O Rei das Sombras é Manuel Mena, um tio do autor Javier Cercas. Aos 19 anos, em 1938, este tio morreu na Batalha do Ebro, a mais sangrenta de toda a Guerra Civil Espanhola. Para vergonha de Cercas, o tio era falangista, um apoiador de Franco. Mas era (é) o verdadeiro herói de sua família, principalmente de sua mãe e tias que o citavam (citam) como um ser perfeito. Pura idealização, claro. Mena morreu quando era tenente de um grupo de atiradores, uma unidade de assalto. O livro conta duas histórias entrelaçadas: o da investigação de Cercas a respeito de seu tio e a crônica de sua história até a morte.

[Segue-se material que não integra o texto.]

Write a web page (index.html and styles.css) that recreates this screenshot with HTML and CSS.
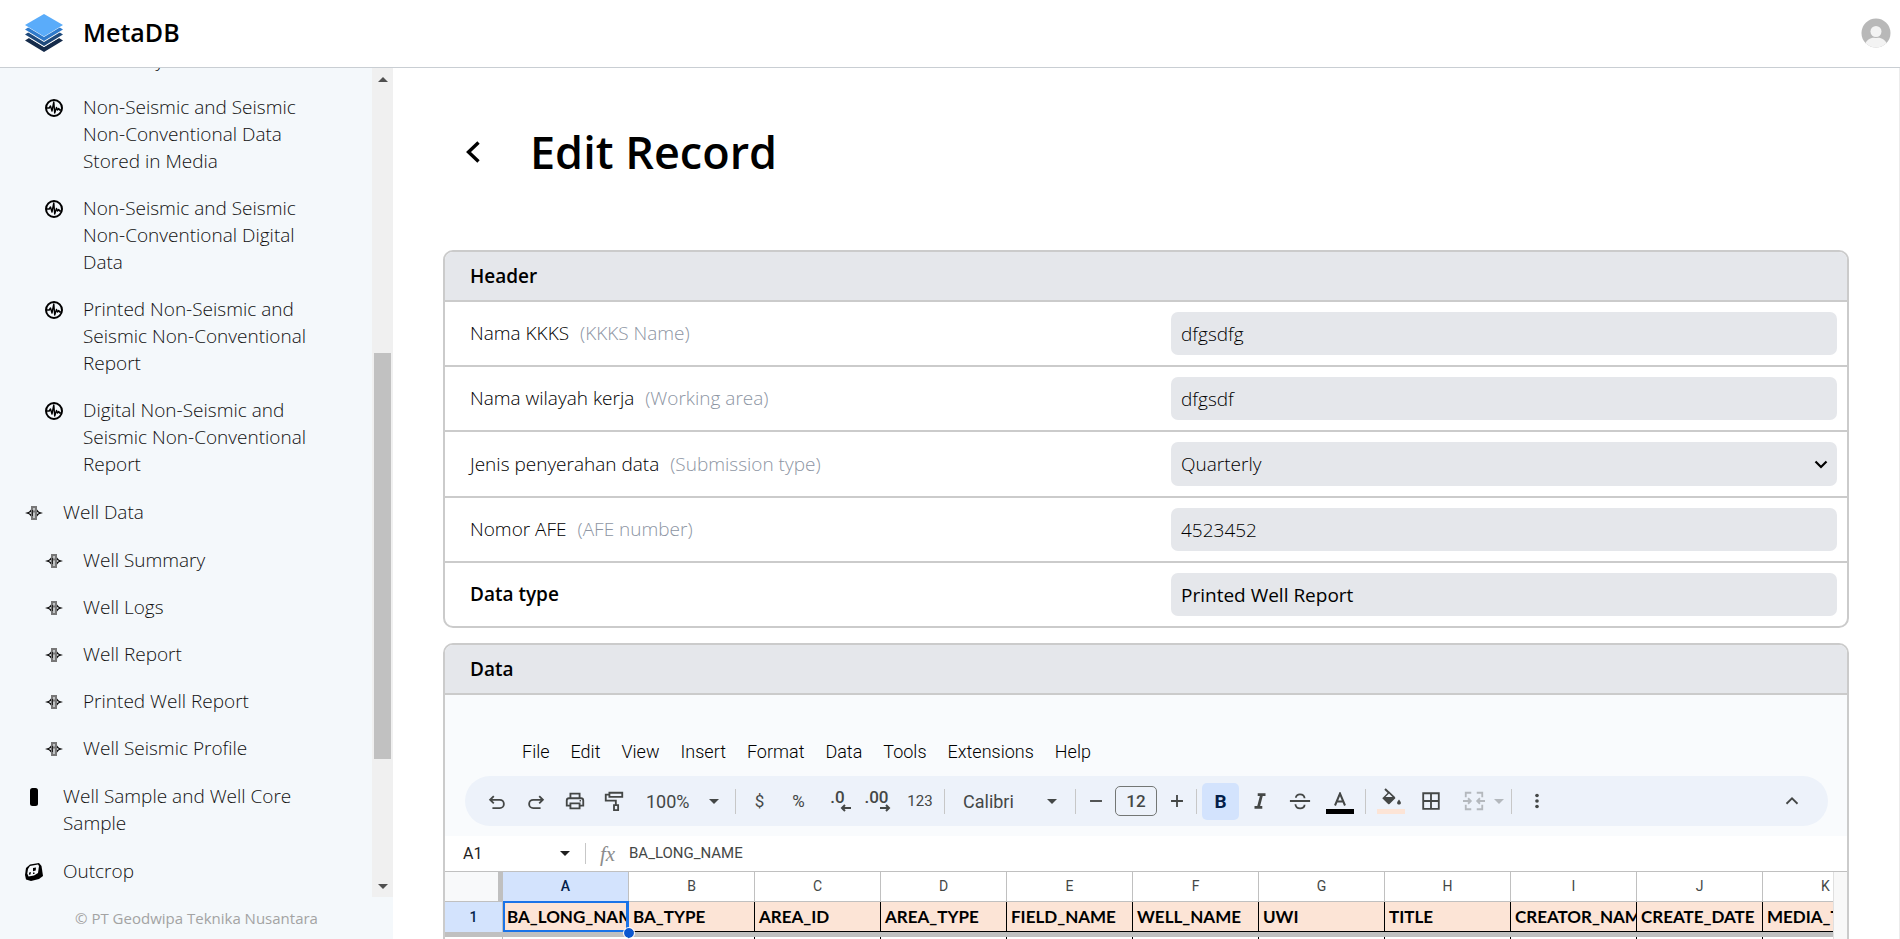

Na narrativa dos acontecimentos, Cercas não faz conjecturas, não chuta nada. É tão pragmático que exagera, evitando usar a primeira pessoa e chamando a si mesmo de Javier Cercas, um membro a mais da família. O autor passa boa parte do livro tateando entre sombras e revelações, dúvidas e descolamentos pela Espanha, e os melhores momentos são as conversas com os companheiros de viagens e as testemunhas do passado, na tentativa de reconstruir a história fática e moral dos envolvidos.
O final do livro é excelente. Sem spoilers, digo que Cercas viaja para Bot a fim de visitar o hospital de campanha que viu os últimos momentos de Manuel Mena. Um vizinho local e sua mãe sabem quase tudo, mas como arranhar a realidade do que pensava Mena?
Pobre morador do pequeno povoado onde nasceu Cercas, há sinais de que Manuel Mena talvez tenha compreendido que estava perdido numa guerra que não era sua. Mas como fazê-lo sair de seu silêncio?
Por vergonha, Javier Cercas sempre relutara em investigar a história do tio-avô fascista herói familiar, na verdade um anônimo fora das salas da família que ostentavam sua única foto vestido como milico.
O Rei das Sombras não chega ao nível da obra-prima que é Soldados de Salamina. Há muita informação desnecessária sobre a investigação de Cercas. Apesar da prosa sempre ágil, bem humorada e original de Cercas, há muita erudição sobre movimento de tropas, batalhas ganhas e perdidas, coisas que podem fazer a alegria de um historiador, mas que incomoda um leitor comum como eu. Mas a análise dos mistérios do heroísmo pessoal e coletivo é interessante.